Published: Monday, Jan. 2 2012 5:36 p.m. MST

Jacksonville Jaguars owner Wayne Weaver waves to the crowd after being honored at halftime during an NFL football game against the Indianapolis Colts, Sunday, Jan. 1, 2012, in Jacksonville, Fla.

Stephen Morton, Associated Press

JACKSONVILLE, Fla. — Jacksonville Jaguars interim coach Mel Tucker had a simple message for the team following Sunday's season finale: "We're undefeated in 2012."

No doubt, the Jaguars are ready to forget about 2011. It was one of the most tumultuous seasons in franchise history.

The Jaguars released starting quarterback David Garrard five days before the opener, switched QBs again two weeks later and matched the worst start in franchise history (1-5).
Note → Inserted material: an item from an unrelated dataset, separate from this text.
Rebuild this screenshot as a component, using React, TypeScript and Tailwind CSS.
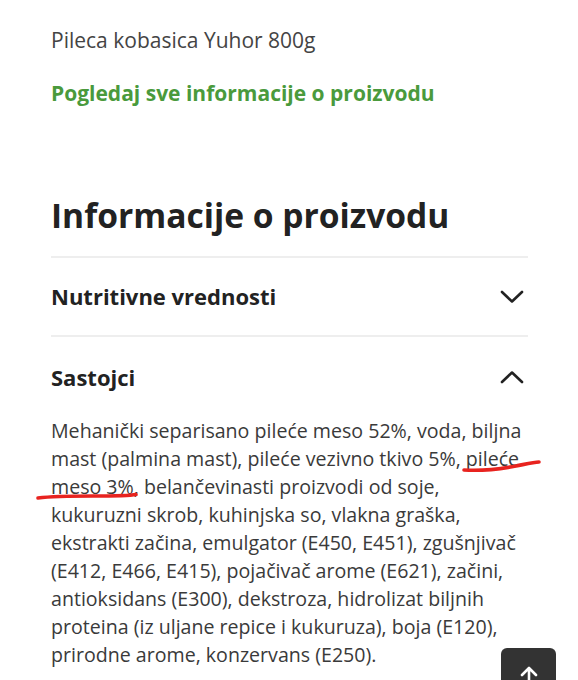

Things didn't get any better from there.

Owner Wayne Weaver fired coach Jack Del Rio on the same late November day that he announced he was selling the team. Tucker took over and made significant changes, cutting starting receiver Jason Hill, firing receivers coach Johnny Cox and reassigning quarterbacks coach Mike Sheppard.

The Jaguars (5-11) went 2-3 under Tucker, probably not enough for him to get the full-time job. Coaches were told they had to be out of the building by Friday.

"The picture is cloudy, but it will become clearer at some point in time," Tucker said.

General manager Gene Smith is leading the coaching search. New owner Shahid Khan officially takes over Wednesday and insists money will not be a factor in assembling the right staff. The search took off Monday, with at least five offensive coordinators to be interviewed.

The list includes Atlanta's Mike Mularkey, the New York Jets' Brian Schottenheimer and Carolina's Rob Chudzinski. ESPN reported that Denver's Mike McCoy and New England's Bill O'Brien also will be interviewed.

Atlanta coach Mike Smith confirmed the Jaguars have requested permission to interview Mularkey and that the team has "signed off and granted that opportunity."

Jets general manager Mike Tannenbaum wants Schottenheimer back in New York next season, but confirmed Monday that Schottenheimer will speak to the Jaguars.

And a person familiar with the negotiations said the Jaguars have also requested permission to interview the Panthers' Chudzinski. The person spoke to The Associated Press on the condition of anonymity because neither team had publicly announced the request.

"I'm excited to get a new direction," tight end Marcedes Lewis said. "We're ready to figure out what we're going to be doing and just get better."

Even though the Jaguars had the worst offense in the league, players believe they are close to piecing together a playoff-caliber roster that features running back Maurice Jones-Drew, Lewis and a defense that ranked sixth in the NFL despite several key injuries down the stretch.

Jones-Drew bounced back from a knee injury in 2010 to break the franchise's single-season rushing record with 1,606 yards, which also led the league. His accomplishment was even more impressive considering the Jaguars had the NFL's worst passing offense.

Only three others since 1978 — New Orleans' George Rogers in 1981, Los Angeles' Eric Dickerson in 1986 and Baltimore's Jamal Lewis in 2003 — won the rushing title on a team ranked last in passing.

Jones-Drew routinely faced stacked lines and run blitzes. Nonetheless, he averaged 100 yards a game.

"It was an eight- or nine-man box consistently," guard Uche Nwaneri said. "For an offense to be able to accomplish that against those kind of odds, it was great to see, really proud of that. ... Teams are just saying, 'We know you're the only player that's a threat to us and we're just going to focus all our energy on stopping you,' and they couldn't."

MJD finished with 1,980 yards from scrimmage, second in the league behind Baltimore's Ray Rice, and accounted for 47.7 percent of Jacksonville's offense.